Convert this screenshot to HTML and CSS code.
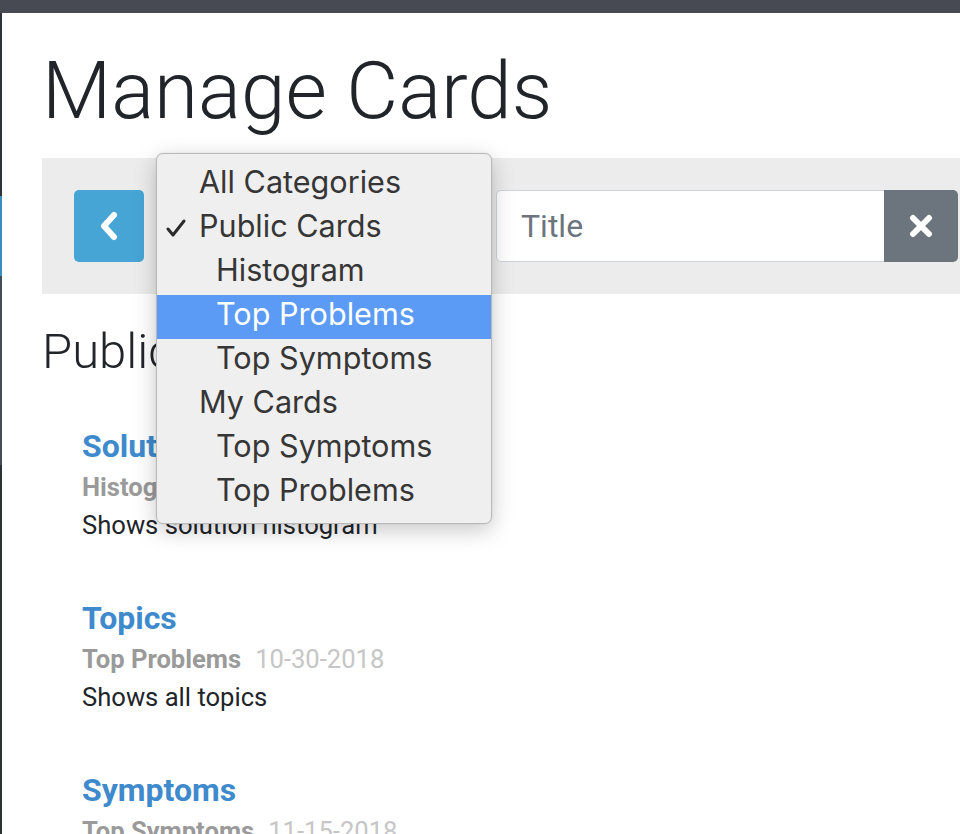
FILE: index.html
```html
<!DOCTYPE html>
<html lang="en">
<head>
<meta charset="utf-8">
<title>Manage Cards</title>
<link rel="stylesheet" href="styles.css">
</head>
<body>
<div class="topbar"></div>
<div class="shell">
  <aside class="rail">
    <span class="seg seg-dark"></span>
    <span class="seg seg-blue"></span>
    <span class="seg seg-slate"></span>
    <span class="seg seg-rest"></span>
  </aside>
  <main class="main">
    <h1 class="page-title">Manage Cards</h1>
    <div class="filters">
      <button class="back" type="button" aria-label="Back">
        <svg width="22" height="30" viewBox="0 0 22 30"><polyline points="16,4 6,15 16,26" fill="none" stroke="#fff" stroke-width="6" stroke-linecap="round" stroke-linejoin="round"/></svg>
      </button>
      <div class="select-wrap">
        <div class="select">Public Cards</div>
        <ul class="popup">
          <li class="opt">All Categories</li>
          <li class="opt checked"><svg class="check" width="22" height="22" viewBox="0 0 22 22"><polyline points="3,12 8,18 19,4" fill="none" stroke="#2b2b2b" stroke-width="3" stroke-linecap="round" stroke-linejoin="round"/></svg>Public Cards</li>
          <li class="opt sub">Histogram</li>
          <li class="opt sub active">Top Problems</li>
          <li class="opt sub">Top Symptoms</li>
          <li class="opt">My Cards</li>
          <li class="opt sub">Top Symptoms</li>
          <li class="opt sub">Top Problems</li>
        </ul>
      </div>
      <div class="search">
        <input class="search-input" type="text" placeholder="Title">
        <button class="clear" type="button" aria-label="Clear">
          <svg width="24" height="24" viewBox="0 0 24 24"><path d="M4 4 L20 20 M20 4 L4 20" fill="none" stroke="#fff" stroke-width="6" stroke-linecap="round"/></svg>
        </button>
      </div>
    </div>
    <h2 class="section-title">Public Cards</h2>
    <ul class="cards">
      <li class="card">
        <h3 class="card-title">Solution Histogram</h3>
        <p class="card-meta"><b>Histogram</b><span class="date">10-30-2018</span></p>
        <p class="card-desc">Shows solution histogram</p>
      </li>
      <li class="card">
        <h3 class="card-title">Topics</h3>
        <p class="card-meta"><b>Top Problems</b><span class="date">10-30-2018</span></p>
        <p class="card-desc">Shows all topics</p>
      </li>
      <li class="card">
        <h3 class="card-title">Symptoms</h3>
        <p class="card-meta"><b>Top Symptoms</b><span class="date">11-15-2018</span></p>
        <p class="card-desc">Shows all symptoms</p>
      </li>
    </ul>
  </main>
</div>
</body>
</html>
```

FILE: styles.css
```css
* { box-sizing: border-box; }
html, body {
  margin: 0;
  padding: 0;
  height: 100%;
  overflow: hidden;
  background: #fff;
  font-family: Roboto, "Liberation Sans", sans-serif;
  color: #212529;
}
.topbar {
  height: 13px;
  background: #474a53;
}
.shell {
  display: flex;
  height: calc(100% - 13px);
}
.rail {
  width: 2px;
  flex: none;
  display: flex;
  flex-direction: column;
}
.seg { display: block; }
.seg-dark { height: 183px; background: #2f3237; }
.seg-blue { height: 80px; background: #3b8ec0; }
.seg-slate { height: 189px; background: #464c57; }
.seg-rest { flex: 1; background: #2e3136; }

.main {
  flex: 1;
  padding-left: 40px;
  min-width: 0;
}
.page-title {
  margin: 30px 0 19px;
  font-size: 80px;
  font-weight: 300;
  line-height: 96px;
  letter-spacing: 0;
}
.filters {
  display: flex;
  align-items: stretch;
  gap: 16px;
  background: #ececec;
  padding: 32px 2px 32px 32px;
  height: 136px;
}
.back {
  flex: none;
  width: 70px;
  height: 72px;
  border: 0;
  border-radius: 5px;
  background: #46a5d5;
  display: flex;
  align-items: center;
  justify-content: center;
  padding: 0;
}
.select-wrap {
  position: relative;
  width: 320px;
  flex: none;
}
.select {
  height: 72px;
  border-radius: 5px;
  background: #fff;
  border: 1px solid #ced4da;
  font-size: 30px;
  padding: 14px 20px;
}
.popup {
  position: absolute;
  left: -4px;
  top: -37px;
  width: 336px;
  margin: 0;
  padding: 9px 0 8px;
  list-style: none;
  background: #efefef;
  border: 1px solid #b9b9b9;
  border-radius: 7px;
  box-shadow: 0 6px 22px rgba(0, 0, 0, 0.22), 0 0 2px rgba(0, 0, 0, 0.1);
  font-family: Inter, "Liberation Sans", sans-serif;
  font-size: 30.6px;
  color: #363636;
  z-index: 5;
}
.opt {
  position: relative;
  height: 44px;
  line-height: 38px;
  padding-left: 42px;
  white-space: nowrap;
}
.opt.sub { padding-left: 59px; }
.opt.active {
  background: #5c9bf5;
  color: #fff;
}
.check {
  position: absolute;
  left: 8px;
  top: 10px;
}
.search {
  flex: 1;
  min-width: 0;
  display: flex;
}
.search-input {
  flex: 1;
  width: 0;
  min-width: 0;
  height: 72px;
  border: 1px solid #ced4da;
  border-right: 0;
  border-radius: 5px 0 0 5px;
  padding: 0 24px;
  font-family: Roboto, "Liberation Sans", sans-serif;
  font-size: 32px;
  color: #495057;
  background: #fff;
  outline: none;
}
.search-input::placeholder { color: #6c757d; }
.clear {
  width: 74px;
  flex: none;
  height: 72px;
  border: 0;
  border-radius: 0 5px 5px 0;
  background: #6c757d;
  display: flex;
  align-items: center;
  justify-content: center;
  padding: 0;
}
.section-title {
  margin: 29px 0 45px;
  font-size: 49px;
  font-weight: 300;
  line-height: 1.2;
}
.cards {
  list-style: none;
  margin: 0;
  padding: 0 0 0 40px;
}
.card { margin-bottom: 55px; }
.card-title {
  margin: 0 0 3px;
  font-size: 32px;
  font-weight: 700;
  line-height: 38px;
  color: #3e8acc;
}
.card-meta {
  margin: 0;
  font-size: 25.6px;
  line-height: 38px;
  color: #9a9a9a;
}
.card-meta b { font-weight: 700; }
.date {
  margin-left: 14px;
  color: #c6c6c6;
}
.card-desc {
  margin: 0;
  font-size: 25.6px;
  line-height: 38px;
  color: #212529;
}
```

^^^^

**AIM:**
Extract the full listing exactly, with the pictures left out.

**FULL ANSWER:**
Convert this screenshot to HTML and CSS code.
FILE: index.html
```html
<!DOCTYPE html>
<html lang="en">
<head>
<meta charset="utf-8">
<title>Manage Cards</title>
<link rel="stylesheet" href="styles.css">
</head>
<body>
<div class="topbar"></div>
<div class="shell">
  <aside class="rail">
    <span class="seg seg-dark"></span>
    <span class="seg seg-blue"></span>
    <span class="seg seg-slate"></span>
    <span class="seg seg-rest"></span>
  </aside>
  <main class="main">
    <h1 class="page-title">Manage Cards</h1>
    <div class="filters">
      <button class="back" type="button" aria-label="Back">
        <svg width="22" height="30" viewBox="0 0 22 30"><polyline points="16,4 6,15 16,26" fill="none" stroke="#fff" stroke-width="6" stroke-linecap="round" stroke-linejoin="round"/></svg>
      </button>
      <div class="select-wrap">
        <div class="select">Public Cards</div>
        <ul class="popup">
          <li class="opt">All Categories</li>
          <li class="opt checked"><svg class="check" width="22" height="22" viewBox="0 0 22 22"><polyline points="3,12 8,18 19,4" fill="none" stroke="#2b2b2b" stroke-width="3" stroke-linecap="round" stroke-linejoin="round"/></svg>Public Cards</li>
          <li class="opt sub">Histogram</li>
          <li class="opt sub active">Top Problems</li>
          <li class="opt sub">Top Symptoms</li>
          <li class="opt">My Cards</li>
          <li class="opt sub">Top Symptoms</li>
          <li class="opt sub">Top Problems</li>
        </ul>
      </div>
      <div class="search">
        <input class="search-input" type="text" placeholder="Title">
        <button class="clear" type="button" aria-label="Clear">
          <svg width="24" height="24" viewBox="0 0 24 24"><path d="M4 4 L20 20 M20 4 L4 20" fill="none" stroke="#fff" stroke-width="6" stroke-linecap="round"/></svg>
        </button>
      </div>
    </div>
    <h2 class="section-title">Public Cards</h2>
    <ul class="cards">
      <li class="card">
        <h3 class="card-title">Solution Histogram</h3>
        <p class="card-meta"><b>Histogram</b><span class="date">10-30-2018</span></p>
        <p class="card-desc">Shows solution histogram</p>
      </li>
      <li class="card">
        <h3 class="card-title">Topics</h3>
        <p class="card-meta"><b>Top Problems</b><span class="date">10-30-2018</span></p>
        <p class="card-desc">Shows all topics</p>
      </li>
      <li class="card">
        <h3 class="card-title">Symptoms</h3>
        <p class="card-meta"><b>Top Symptoms</b><span class="date">11-15-2018</span></p>
        <p class="card-desc">Shows all symptoms</p>
      </li>
    </ul>
  </main>
</div>
</body>
</html>
```

FILE: styles.css
```css
* { box-sizing: border-box; }
html, body {
  margin: 0;
  padding: 0;
  height: 100%;
  overflow: hidden;
  background: #fff;
  font-family: Roboto, "Liberation Sans", sans-serif;
  color: #212529;
}
.topbar {
  height: 13px;
  background: #474a53;
}
.shell {
  display: flex;
  height: calc(100% - 13px);
}
.rail {
  width: 2px;
  flex: none;
  display: flex;
  flex-direction: column;
}
.seg { display: block; }
.seg-dark { height: 183px; background: #2f3237; }
.seg-blue { height: 80px; background: #3b8ec0; }
.seg-slate { height: 189px; background: #464c57; }
.seg-rest { flex: 1; background: #2e3136; }

.main {
  flex: 1;
  padding-left: 40px;
  min-width: 0;
}
.page-title {
  margin: 30px 0 19px;
  font-size: 80px;
  font-weight: 300;
  line-height: 96px;
  letter-spacing: 0;
}
.filters {
  display: flex;
  align-items: stretch;
  gap: 16px;
  background: #ececec;
  padding: 32px 2px 32px 32px;
  height: 136px;
}
.back {
  flex: none;
  width: 70px;
  height: 72px;
  border: 0;
  border-radius: 5px;
  background: #46a5d5;
  display: flex;
  align-items: center;
  justify-content: center;
  padding: 0;
}
.select-wrap {
  position: relative;
  width: 320px;
  flex: none;
}
.select {
  height: 72px;
  border-radius: 5px;
  background: #fff;
  border: 1px solid #ced4da;
  font-size: 30px;
  padding: 14px 20px;
}
.popup {
  position: absolute;
  left: -4px;
  top: -37px;
  width: 336px;
  margin: 0;
  padding: 9px 0 8px;
  list-style: none;
  background: #efefef;
  border: 1px solid #b9b9b9;
  border-radius: 7px;
  box-shadow: 0 6px 22px rgba(0, 0, 0, 0.22), 0 0 2px rgba(0, 0, 0, 0.1);
  font-family: Inter, "Liberation Sans", sans-serif;
  font-size: 30.6px;
  color: #363636;
  z-index: 5;
}
.opt {
  position: relative;
  height: 44px;
  line-height: 38px;
  padding-left: 42px;
  white-space: nowrap;
}
.opt.sub { padding-left: 59px; }
.opt.active {
  background: #5c9bf5;
  color: #fff;
}
.check {
  position: absolute;
  left: 8px;
  top: 10px;
}
.search {
  flex: 1;
  min-width: 0;
  display: flex;
}
.search-input {
  flex: 1;
  width: 0;
  min-width: 0;
  height: 72px;
  border: 1px solid #ced4da;
  border-right: 0;
  border-radius: 5px 0 0 5px;
  padding: 0 24px;
  font-family: Roboto, "Liberation Sans", sans-serif;
  font-size: 32px;
  color: #495057;
  background: #fff;
  outline: none;
}
.search-input::placeholder { color: #6c757d; }
.clear {
  width: 74px;
  flex: none;
  height: 72px;
  border: 0;
  border-radius: 0 5px 5px 0;
  background: #6c757d;
  display: flex;
  align-items: center;
  justify-content: center;
  padding: 0;
}
.section-title {
  margin: 29px 0 45px;
  font-size: 49px;
  font-weight: 300;
  line-height: 1.2;
}
.cards {
  list-style: none;
  margin: 0;
  padding: 0 0 0 40px;
}
.card { margin-bottom: 55px; }
.card-title {
  margin: 0 0 3px;
  font-size: 32px;
  font-weight: 700;
  line-height: 38px;
  color: #3e8acc;
}
.card-meta {
  margin: 0;
  font-size: 25.6px;
  line-height: 38px;
  color: #9a9a9a;
}
.card-meta b { font-weight: 700; }
.date {
  margin-left: 14px;
  color: #c6c6c6;
}
.card-desc {
  margin: 0;
  font-size: 25.6px;
  line-height: 38px;
  color: #212529;
}
```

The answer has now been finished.